Science, too, is returning to its rightful place in this Department. It must be the foundation of the decisions we make, from the management of the gray wolf to our response to flooding in North Dakota.

Returning science to its rightful role is the reason that President Obama, on the 160th anniversary of the Department, came here to announce that he had restored the scientific consultation process under Section 7 of the Endangered Species Act.

We are making progress in other important areas, as well.

First, this Department is leading the way in President Obama's vision for our clean energy future. The lands and oceans we manage, with their vast unexplored renewable energy potential, are the new energy frontier.

Last week, we finalized the offshore renewable energy rule, which will open the gates for renewable energy development on the outer continental shelf. This Department oversees oceans that have staggering untapped potential for renewable energy, including wind power. In pursuing this unbridled energy source, we have the possibility of surpassing Denmark and other countries as the world's leader in offshore wind production.

Onshore, we are opening new BLM renewable energy permitting offices to process applications for solar, wind, biomass, and geothermal development.

We are working with states, stakeholders, local communities, and other federal agencies to map out “renewable energy zones” around the country where we will give priority to large-scale renewable energy projects.

We will need to move this clean power from the new energy frontier to areas of high demand, so we are planning new transmission corridors that can be part of a national electrical supergrid.

As we build a comprehensive energy plan for our country, we must also continue to responsibly develop America's oil, gas, and coal resources.

I was in New Orleans for Lease Sale 208 in the Central Gulf of Mexico. That auction attracted over $700 million high bids on over 1.9 million acres offshore.

Onshore, we've held 11 oil and gas lease sales in the last 100 days, offering 1.5 million acres of land for development.

We are also working to develop strategies to address climate change impacts from fossil fuel use. USGS, for example, recently developed a framework for assessing the best underground locations in the U.S. for storing carbon emissions from coal. This is just one of many ways that Interior will be a leader in finding climate change solutions for our country.

We have been busy on the new energy frontier, but we have also been busy protecting our nation's treasured landscapes.

In moments when our national character is most tested – from the Civil War to the Great Depression – we rightly seek to protect that which fuels our spirit.

And that is what we are doing today.

First, President Obama's economic recovery plan includes landmark investments in our national parks, public lands, and refuges. With the more than $3 billion that Interior is investing through the Recovery Act, we will create jobs and restore America's timeless treasures.

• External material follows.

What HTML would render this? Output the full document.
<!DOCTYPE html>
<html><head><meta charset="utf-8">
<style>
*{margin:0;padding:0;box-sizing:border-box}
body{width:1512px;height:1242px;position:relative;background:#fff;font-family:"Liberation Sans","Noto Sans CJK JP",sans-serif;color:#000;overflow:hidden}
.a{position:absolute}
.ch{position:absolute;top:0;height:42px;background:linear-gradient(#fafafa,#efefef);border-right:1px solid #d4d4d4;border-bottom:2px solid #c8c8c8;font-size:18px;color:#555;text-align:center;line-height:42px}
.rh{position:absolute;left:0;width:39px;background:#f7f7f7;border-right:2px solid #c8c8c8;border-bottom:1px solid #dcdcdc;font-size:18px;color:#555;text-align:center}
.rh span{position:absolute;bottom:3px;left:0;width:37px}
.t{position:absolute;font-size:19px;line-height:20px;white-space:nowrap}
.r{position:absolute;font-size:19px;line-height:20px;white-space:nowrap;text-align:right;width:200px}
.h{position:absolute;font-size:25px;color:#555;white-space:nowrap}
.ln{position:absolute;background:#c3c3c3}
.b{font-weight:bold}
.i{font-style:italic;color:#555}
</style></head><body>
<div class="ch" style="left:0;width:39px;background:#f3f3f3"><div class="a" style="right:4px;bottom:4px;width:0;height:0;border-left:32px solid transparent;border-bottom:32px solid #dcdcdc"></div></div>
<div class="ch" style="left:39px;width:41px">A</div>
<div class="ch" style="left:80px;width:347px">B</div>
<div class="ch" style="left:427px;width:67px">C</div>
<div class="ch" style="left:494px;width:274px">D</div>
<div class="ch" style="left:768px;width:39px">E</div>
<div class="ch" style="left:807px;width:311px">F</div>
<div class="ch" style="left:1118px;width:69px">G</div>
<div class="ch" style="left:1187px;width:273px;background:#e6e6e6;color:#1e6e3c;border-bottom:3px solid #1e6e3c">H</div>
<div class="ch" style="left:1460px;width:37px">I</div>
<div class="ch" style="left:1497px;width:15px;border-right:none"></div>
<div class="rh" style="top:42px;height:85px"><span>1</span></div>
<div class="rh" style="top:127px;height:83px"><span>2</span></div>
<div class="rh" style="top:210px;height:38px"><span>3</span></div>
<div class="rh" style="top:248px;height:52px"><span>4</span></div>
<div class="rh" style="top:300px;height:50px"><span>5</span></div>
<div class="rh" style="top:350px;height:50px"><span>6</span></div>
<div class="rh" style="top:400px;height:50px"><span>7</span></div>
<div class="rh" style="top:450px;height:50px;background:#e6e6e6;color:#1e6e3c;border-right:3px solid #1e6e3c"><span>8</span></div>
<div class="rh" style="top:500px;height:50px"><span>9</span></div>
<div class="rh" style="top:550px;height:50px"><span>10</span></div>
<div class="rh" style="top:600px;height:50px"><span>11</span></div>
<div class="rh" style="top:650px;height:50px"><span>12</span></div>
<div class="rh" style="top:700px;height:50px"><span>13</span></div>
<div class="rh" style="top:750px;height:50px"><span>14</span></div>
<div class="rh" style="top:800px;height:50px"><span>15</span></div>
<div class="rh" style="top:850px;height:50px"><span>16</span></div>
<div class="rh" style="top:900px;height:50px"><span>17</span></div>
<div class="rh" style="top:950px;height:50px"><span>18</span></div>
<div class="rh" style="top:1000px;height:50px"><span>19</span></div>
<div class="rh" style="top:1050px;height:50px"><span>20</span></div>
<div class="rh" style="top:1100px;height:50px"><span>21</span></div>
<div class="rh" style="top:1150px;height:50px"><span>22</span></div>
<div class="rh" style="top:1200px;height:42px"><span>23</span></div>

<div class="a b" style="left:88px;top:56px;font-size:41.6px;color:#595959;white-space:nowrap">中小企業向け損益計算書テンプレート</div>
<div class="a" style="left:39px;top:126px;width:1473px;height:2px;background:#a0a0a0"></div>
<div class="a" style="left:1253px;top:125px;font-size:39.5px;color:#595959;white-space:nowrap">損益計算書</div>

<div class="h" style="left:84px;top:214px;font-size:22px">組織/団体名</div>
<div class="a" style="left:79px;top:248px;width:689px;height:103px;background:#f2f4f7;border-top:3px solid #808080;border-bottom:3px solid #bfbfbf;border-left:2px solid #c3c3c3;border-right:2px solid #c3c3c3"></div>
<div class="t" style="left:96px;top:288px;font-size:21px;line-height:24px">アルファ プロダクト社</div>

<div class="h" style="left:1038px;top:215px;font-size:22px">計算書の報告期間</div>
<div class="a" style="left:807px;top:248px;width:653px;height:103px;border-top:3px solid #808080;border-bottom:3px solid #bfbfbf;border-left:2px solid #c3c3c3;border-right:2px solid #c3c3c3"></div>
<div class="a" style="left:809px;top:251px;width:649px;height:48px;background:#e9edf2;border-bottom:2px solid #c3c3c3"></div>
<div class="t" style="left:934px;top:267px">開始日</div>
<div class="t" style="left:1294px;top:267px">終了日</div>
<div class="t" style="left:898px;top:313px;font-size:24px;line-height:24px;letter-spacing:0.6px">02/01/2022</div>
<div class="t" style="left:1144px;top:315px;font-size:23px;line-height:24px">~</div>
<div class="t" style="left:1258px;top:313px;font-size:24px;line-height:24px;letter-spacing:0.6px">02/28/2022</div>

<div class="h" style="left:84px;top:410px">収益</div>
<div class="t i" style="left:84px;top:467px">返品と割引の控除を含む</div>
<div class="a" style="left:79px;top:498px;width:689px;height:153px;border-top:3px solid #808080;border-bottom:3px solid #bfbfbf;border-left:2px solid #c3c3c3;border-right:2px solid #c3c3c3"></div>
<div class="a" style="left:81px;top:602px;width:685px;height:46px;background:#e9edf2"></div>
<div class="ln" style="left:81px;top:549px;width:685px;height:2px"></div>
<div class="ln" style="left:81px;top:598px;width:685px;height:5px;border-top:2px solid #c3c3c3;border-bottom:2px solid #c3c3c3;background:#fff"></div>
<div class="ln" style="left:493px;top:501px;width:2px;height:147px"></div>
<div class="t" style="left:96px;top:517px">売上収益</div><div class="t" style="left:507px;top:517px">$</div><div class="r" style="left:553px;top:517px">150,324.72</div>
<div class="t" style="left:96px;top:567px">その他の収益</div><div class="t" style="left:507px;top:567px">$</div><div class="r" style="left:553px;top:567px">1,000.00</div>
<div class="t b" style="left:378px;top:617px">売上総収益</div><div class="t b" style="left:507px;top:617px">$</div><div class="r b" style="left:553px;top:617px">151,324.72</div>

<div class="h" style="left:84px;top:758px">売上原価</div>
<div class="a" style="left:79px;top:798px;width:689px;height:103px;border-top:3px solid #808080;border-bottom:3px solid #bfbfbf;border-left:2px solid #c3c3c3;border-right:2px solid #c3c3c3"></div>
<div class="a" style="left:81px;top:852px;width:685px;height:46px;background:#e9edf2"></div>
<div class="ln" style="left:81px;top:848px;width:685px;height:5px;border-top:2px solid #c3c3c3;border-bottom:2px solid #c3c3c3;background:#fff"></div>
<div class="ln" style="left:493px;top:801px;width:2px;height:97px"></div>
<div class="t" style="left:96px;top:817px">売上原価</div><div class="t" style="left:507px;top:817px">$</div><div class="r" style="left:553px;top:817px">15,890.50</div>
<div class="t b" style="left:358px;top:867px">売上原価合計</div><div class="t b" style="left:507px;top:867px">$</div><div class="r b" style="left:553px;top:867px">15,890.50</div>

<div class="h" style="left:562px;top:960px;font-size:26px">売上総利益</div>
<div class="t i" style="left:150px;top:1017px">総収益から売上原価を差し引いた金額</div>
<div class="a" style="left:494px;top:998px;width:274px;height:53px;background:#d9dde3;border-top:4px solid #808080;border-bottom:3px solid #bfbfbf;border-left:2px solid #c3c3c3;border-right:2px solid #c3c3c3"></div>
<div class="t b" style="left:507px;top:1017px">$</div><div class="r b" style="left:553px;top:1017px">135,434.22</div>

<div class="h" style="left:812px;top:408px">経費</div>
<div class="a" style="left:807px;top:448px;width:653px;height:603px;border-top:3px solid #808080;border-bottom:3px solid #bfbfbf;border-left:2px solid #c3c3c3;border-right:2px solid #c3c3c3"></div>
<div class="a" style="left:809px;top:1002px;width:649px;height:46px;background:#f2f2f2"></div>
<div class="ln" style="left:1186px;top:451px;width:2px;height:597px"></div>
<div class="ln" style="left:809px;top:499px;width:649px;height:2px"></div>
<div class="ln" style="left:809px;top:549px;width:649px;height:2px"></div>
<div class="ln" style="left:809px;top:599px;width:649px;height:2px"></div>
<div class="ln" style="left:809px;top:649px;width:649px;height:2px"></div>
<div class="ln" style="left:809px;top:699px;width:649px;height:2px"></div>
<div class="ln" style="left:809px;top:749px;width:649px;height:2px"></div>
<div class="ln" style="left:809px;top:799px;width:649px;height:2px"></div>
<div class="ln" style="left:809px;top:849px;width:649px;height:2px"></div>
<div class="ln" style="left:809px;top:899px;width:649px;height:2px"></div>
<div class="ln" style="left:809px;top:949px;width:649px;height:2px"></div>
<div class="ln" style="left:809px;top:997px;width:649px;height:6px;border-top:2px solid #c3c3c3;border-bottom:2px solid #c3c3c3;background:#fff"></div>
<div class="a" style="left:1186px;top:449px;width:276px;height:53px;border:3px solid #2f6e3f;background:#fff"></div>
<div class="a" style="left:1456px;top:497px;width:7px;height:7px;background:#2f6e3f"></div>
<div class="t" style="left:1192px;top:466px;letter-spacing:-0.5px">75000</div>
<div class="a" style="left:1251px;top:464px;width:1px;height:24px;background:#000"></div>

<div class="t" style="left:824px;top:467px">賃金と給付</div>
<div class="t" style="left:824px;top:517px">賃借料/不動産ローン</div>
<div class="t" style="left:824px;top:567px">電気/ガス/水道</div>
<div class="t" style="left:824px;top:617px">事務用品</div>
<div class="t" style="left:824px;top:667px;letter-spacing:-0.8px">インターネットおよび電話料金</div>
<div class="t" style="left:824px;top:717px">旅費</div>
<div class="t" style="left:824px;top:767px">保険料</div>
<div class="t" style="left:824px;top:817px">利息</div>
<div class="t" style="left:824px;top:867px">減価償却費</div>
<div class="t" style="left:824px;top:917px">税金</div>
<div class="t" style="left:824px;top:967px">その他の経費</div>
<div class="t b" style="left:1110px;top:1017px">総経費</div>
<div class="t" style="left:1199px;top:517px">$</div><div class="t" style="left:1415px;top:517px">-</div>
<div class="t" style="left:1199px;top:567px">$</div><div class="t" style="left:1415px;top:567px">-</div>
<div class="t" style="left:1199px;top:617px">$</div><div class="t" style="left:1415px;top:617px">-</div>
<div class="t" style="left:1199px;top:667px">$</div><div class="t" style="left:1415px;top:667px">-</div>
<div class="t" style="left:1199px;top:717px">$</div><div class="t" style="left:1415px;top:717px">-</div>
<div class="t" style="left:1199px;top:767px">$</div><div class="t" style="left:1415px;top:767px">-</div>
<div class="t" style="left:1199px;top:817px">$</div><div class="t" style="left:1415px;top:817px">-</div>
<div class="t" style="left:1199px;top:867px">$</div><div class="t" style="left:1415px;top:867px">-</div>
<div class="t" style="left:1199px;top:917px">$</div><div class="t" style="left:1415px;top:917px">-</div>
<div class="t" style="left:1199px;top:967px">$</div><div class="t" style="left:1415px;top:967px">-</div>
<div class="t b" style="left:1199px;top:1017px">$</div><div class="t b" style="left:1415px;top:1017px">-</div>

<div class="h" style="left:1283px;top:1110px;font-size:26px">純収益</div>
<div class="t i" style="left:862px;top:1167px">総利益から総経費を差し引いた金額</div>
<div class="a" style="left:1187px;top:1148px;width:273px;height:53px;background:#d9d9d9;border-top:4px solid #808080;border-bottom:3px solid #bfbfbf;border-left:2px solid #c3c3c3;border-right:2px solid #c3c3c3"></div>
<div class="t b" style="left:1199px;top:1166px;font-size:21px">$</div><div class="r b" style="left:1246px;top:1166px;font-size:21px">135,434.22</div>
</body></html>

Second, President Obama has signed an historic lands bill that puts into legislation the 26 million acre National Landscape Conservation System within the BLM, creates 2 million new acres of wilderness, designates more than 1,000 miles of wild and scenic rivers, and protects America's treasures from Colorado's Rocky Mountain National Park to Oregon's Mount Hood.

Third, President Obama has made a commitment to restore the Land and Water Conservation Fund. $420 million is in the budget for next year, rising to $900 million a year by 2014.

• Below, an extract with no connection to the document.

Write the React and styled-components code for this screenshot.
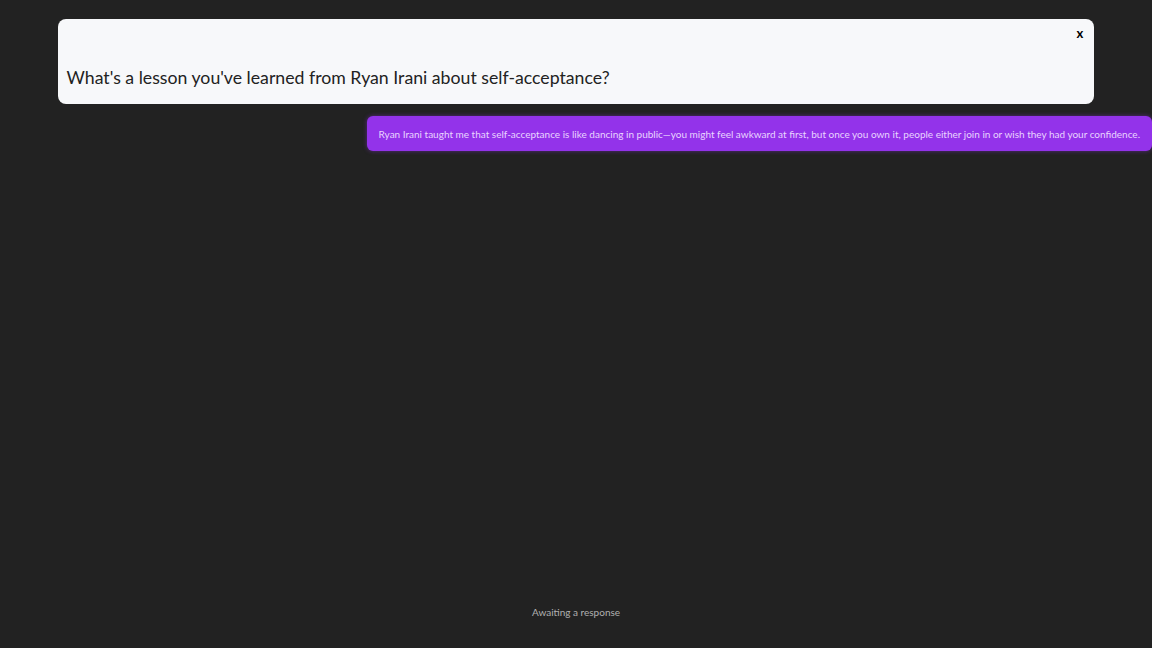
import React from "react";
import styled, { createGlobalStyle } from "styled-components";

const Global = createGlobalStyle`
  html, body { margin: 0; padding: 0; background: #222222; }
  body { font-family: "Lato", "Noto Sans", sans-serif; }
  #root { min-height: 648px; }
`;

const Page = styled.div`
  height: 648px;
  display: flex;
  flex-direction: column;
  padding-top: 19px;
  box-sizing: border-box;
`;

const Card = styled.div`
  position: relative;
  width: 90%;
  margin: 0 auto;
  box-sizing: border-box;
  height: 85px;
  background: #f7f8fa;
  border-radius: 8px;
  display: flex;
  align-items: flex-end;
  padding: 0 9px 16px;
`;

const Question = styled.div`
  font-size: 17.7px;
  color: #222;
`;

const Close = styled.button`
  position: absolute;
  top: 6px;
  right: 11px;
  background: none;
  border: none;
  padding: 0;
  font-family: "Lato", sans-serif;
  font-weight: 700;
  font-size: 13px;
  color: #000;
  cursor: pointer;
`;

const Responses = styled.div`
  display: flex;
  justify-content: flex-end;
  margin-top: 12px;
  flex: 1;
  align-items: flex-start;
`;

const Bubble = styled.div`
  background: #9333ea;
  color: #e9d5ff;
  font-size: 10px;
  border-radius: 6px;
  padding: 11px 12px 11px 12px;
  box-shadow: 0 0 4px rgba(147, 51, 234, 0.5);
  height: 35px;
  box-sizing: border-box;
  display: flex;
  align-items: center;
`;

const Status = styled.div`
  text-align: center;
  font-size: 10px;
  color: #b0b0b0;
  padding-bottom: 30px;
`;

export default function App() {
  return (
    <Page>
      <Global />
      <Card>
        <Close>x</Close>
        <Question>What's a lesson you've learned from Ryan Irani about self-acceptance?</Question>
      </Card>
      <Responses>
        <Bubble>
          Ryan Irani taught me that self-acceptance is like dancing in public—you might feel awkward at first, but once you own it, people either join in or wish they had your confidence.
        </Bubble>
      </Responses>
      <Status>Awaiting a response</Status>
    </Page>
  );
}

Finally, we have pulled back several late actions from the previous Administration so that we can restore balance to the management of our public lands.

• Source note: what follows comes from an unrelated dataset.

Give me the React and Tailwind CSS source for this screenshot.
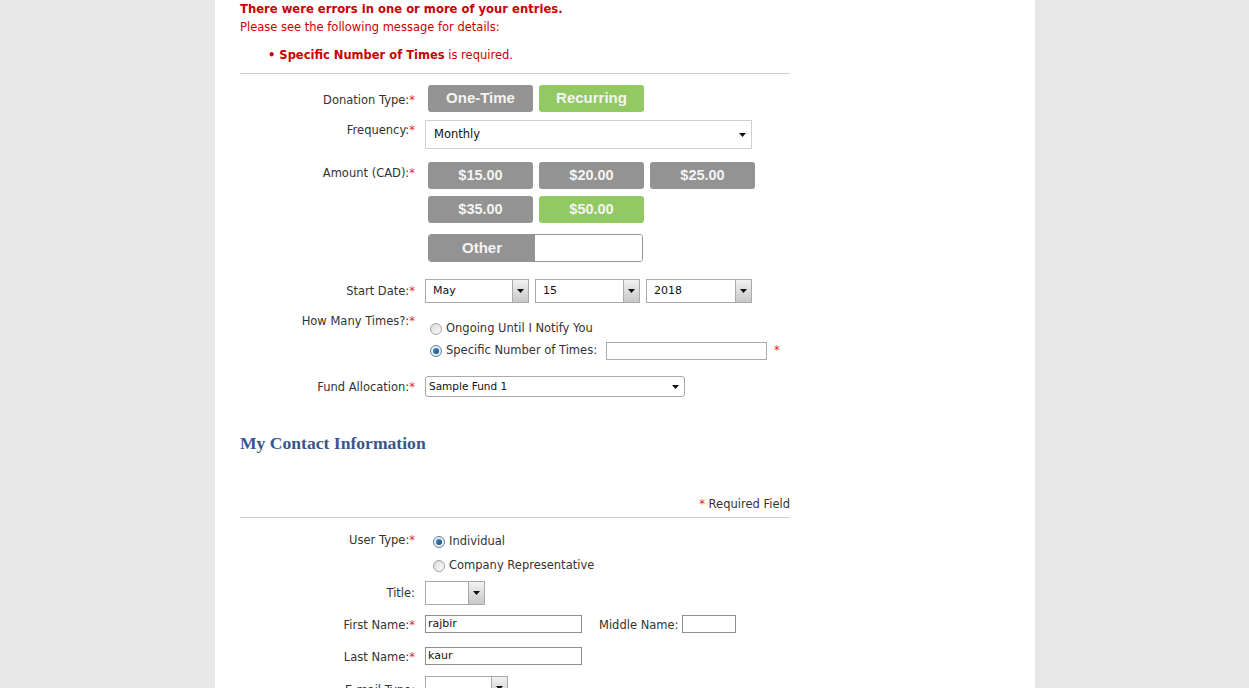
import React from "react";

const Star = () => <span className="text-[#e02b2b]">*</span>;

function Label({ children, req, pt = "pt-0" }) {
  return (
    <div className={`w-[175px] shrink-0 text-right text-[#333] leading-[14px] ${pt}`}>
      {children}
      {req && <Star />}
    </div>
  );
}

function Btn({ children, green, w = "w-[105px]", size = "text-[15px]" }) {
  return (
    <div
      className={`${w} h-[27px] rounded-[3px] flex items-center justify-center font-['Liberation_Sans',Arial,sans-serif] font-bold ${size} text-[#f4f4f4] ${
        green ? "bg-[#92c963]" : "bg-[#939393]"
      }`}
    >
      {children}
    </div>
  );
}

function Arrow() {
  return (
    <svg width="7" height="4" viewBox="0 0 7 4">
      <path d="M0 0h7L3.5 4z" fill="#111" />
    </svg>
  );
}

function BoxSelect({ w, h = "h-[24px]", value }) {
  return (
    <div className={`${w} ${h} border border-[#a9a9a9] bg-white flex items-stretch`}>
      <div className="flex-1 flex items-center pl-[7px] text-[11px] text-[#111]">{value}</div>
      <div className="w-[16px] border-l border-[#a9a9a9] bg-gradient-to-b from-[#f2f2f2] to-[#c8c8c8] flex items-center justify-center">
        <Arrow />
      </div>
    </div>
  );
}

function Radio({ checked }) {
  return checked ? (
    <div className="w-[12px] h-[12px] rounded-full border border-[#5d7f9e] bg-[#e8f0f6] flex items-center justify-center">
      <div className="w-[6px] h-[6px] rounded-full bg-gradient-to-br from-[#4d8fc4] to-[#0c4a7c]" />
    </div>
  ) : (
    <div className="w-[12px] h-[12px] rounded-full border border-[#a3a3a3] bg-gradient-to-br from-[#d8d8d8] to-[#fdfdfd]" />
  );
}

function TextInput({ w, value }) {
  return (
    <div className={`${w} h-[18px] border border-[#8f8f8f] bg-white flex items-center pl-[2px] pt-[1px] text-[11px] text-[#111]`}>
      {value}
    </div>
  );
}

export default function App() {
  return (
    <div className="min-h-[688px] bg-[#e8e8e8] font-['DejaVu_Sans',Verdana,sans-serif] text-[11.5px]">
      <div className="ml-[215px] w-[820px] h-[688px] bg-white pl-[25px] pt-[1px] overflow-hidden">
        <div className="w-[550px]">
          {/* errors */}
          <p className="text-[#cc0000] font-bold text-[11.6px] leading-[16px]">
            There were errors in one or more of your entries.
          </p>
          <p className="text-[#cc0000] leading-[16px] mt-[2px]">Please see the following message for details:</p>
          <p className="mt-[12px] leading-[16px] ml-[28px] text-[#cc0000]">
            <span className="font-bold">• Specific Number of Times</span> is required.
          </p>
          <div className="mt-[10px] border-t border-[#cfcfcf]" />

          {/* Donation type */}
          <div className="flex mt-[11px]">
            <Label req pt="pt-[8px]">Donation Type:</Label>
            <div className="ml-[13px] flex gap-[6px]">
              <Btn>One-Time</Btn>
              <Btn green>Recurring</Btn>
            </div>
          </div>

          {/* Frequency */}
          <div className="flex mt-[8px]">
            <Label req pt="pt-[3px]">Frequency:</Label>
            <div className="ml-[10px] w-[327px] h-[29px] border border-[#d0d0d0] bg-white flex items-center justify-between pl-[8px] pr-[5px] text-[11.5px] text-[#111]">
              <span>Monthly</span>
              <Arrow />
            </div>
          </div>

          {/* Amount */}
          <div className="flex mt-[13px]">
            <Label req pt="pt-[4px]">Amount (CAD):</Label>
            <div className="ml-[13px] flex flex-col">
              <div className="flex gap-[6px]">
                <Btn size="text-[14.5px]">$15.00</Btn>
                <Btn size="text-[14.5px]">$20.00</Btn>
                <Btn size="text-[14.5px]">$25.00</Btn>
              </div>
              <div className="flex gap-[6px] mt-[7px]">
                <Btn size="text-[14.5px]">$35.00</Btn>
                <Btn green size="text-[14.5px]">$50.00</Btn>
              </div>
              <div className="flex mt-[11px] w-[215px] h-[28px] rounded-[3px] border border-[#939393] overflow-hidden">
                <div className="w-[106px] bg-[#939393] flex items-center justify-center font-['Liberation_Sans',Arial,sans-serif] font-bold text-[15px] text-[#f4f4f4]">
                  Other
                </div>
                <div className="flex-1 bg-white" />
              </div>
            </div>
          </div>

          {/* Start Date */}
          <div className="flex mt-[17px]">
            <Label req pt="pt-[5px]">Start Date:</Label>
            <div className="ml-[10px] flex gap-[6px]">
              <BoxSelect w="w-[104px]" value="May" />
              <BoxSelect w="w-[105px]" value="15" />
              <BoxSelect w="w-[106px]" value="2018" />
            </div>
          </div>

          {/* How many */}
          <div className="flex mt-[8px]">
            <Label req pt="pt-[3px]">How Many Times?:</Label>
            <div className="ml-[15px] pt-[10px] text-[#333]">
              <div className="flex items-center gap-[4px] h-[16px]">
                <Radio />
                <span>Ongoing Until I Notify You</span>
              </div>
              <div className="flex items-center gap-[4px] h-[18px] mt-[5px]">
                <Radio checked />
                <span>Specific Number of Times:</span>
                <div className="ml-[5px] w-[161px] h-[18px] border border-[#a9a9a9] bg-white" />
                <span className="ml-[3px]">
                  <Star />
                </span>
              </div>
            </div>
          </div>

          {/* Fund */}
          <div className="flex mt-[16px]">
            <Label req pt="pt-[4px]">Fund Allocation:</Label>
            <div className="ml-[10px] w-[260px] h-[21px] rounded-[3px] border border-[#a9a9a9] bg-white flex items-center justify-between pl-[3px] pr-[5px] text-[10.5px] text-[#111]">
              <span>Sample Fund 1</span>
              <Arrow />
            </div>
          </div>

          <h2 className="mt-[36px] font-['Liberation_Serif',Georgia,serif] font-bold text-[17.6px] leading-[20px] text-[#3a5789]">
            My Contact Information
          </h2>

          <div className="mt-[44px] text-right text-[#333] leading-[14px]">
            <Star /> Required Field
          </div>
          <div className="mt-[6px] border-t border-[#cfcfcf]" />

          {/* User type */}
          <div className="flex mt-[14px]">
            <Label req pt="pt-[1px]">User Type:</Label>
            <div className="ml-[18px] pt-[2px] text-[#333]">
              <div className="flex items-center gap-[4px] h-[16px]">
                <Radio checked />
                <span>Individual</span>
              </div>
              <div className="flex items-center gap-[4px] h-[16px] mt-[8px]">
                <Radio />
                <span>Company Representative</span>
              </div>
            </div>
          </div>

          {/* Title */}
          <div className="flex mt-[7px]">
            <Label pt="pt-[5px]">Title:</Label>
            <div className="ml-[10px]">
              <BoxSelect w="w-[60px]" value="" />
            </div>
          </div>

          {/* First name */}
          <div className="flex mt-[10px]">
            <Label req pt="pt-[3px]">First Name:</Label>
            <div className="ml-[10px] flex items-start">
              <TextInput w="w-[157px]" value="rajbir" />
              <span className="ml-[17px] pt-[3px] leading-[14px] text-[#333]">Middle Name:</span>
              <div className="ml-[4px]">
                <TextInput w="w-[54px]" value="" />
              </div>
            </div>
          </div>

          {/* Last name */}
          <div className="flex mt-[14px]">
            <Label req pt="pt-[3px]">Last Name:</Label>
            <div className="ml-[10px]">
              <TextInput w="w-[157px]" value="kaur" />
            </div>
          </div>

          {/* Email type */}
          <div className="flex mt-[11px]">
            <Label pt="pt-[7px]">E-mail Type:</Label>
            <div className="ml-[10px]">
              <BoxSelect w="w-[83px]" value="" />
            </div>
          </div>
        </div>
      </div>
    </div>
  );
}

We revisited, for example, the decision to offer areas in Utah near Arches and Canyonlands national parks for oil and gas drilling.

And we are asking the courts to remand a rule from the previous Administration that allowed mountaintop coal mining operations to dump debris in streambeds.

In addition to our work on America's treasured landscapes, we have a bold agenda for expanding opportunities for youth in the outdoors.

Today, I am announcing that we will be creating the Office of Youth in the Department of the Interior.

The purpose of the Office will be to build our programs, expand opportunities for young people, teach them to hunt and fish, and coordinate our efforts across the bureaus.

In Colorado, we created a similar Youth in Natural Resources program. Still today, I hear from the kids who went through that program – many tell me they would never have gone to college, let alone land a job in natural resource stewardship, if it were not for that program.

That is why the youth programs in this Department are so important for America's future. We can and must do more to use our great landscapes as classrooms and as pathways to opportunity for America's children of all backgrounds.

Our agenda also focuses on empowering America's Native American communities.

This weekend, I was on the Fort Berthold Indian Reservation in North Dakota, where we announced the $500 million in economic recovery investments we are making in Indian Country. These investments will make a real difference in Native American communities.

We will fix schools.

We will upgrade housing.

We will build new roads.

We will create new jobs.

And we will help strengthen law enforcement in Indian Country. The budget we will be releasing next week will put more officers on the streets, bolster tribal courts, and help fight violent crime and drug abuse.

We are also taking action to improve water infrastructure in Indian Country. Last month, for example, President Obama signed milestone legislation that settles long-standing Indian water rights cases. Because of that legislation, 80,000 members of the Navajo Nation will have access to clean, running water for the very first time.

We have been busy on our water agenda on other fronts, too.

In California, all hands are on deck to stretch limited water supplies and help farmers weather one of the worst drought situations in recent years. We are reengaging with the State of California as full partners in the task of modernizing a water system that was built half a century ago for a population half as large. And we have invested more than $260 million through the Recovery Act in California's water infrastructure. It is a down payment on a secure water future for that state.

It is one of the many areas of the country in which we are working to rebuild water infrastructure and tackle long-standing water challenges for America.

Now, this isn't a full list of all that this Department has accomplished in the first 100 days of the new Administration.

But I think it shows that we are off to a fast start in the right direction.

And next week, we will announce a budget that, with targeted increases in several areas will help us fulfill our agenda. This budget, which I believe all of you will be proud of, recognizes that this Department is central to the President's vision for our country.

To be sure, the path ahead will be difficult. We will suffer setbacks. We will face hard choices.

But if we keep our doors open to the American people.

If we listen.

If we gather the best ideas, no matter where they come from.

And if we base our decisions on sound science and the public interest, then Americans will know we are serving them well.

They will know that we are managing their resources wisely. That we are full partners with Indian nations. And that the lands, waters, and resources we manage are in fact theirs and that Americans all have a stake in the stewardship of our great landscapes.

Thank you for your service.

Thank you for being a part of the Department of the Interior family.

And thank you for helping us bring about the change promised to the American people.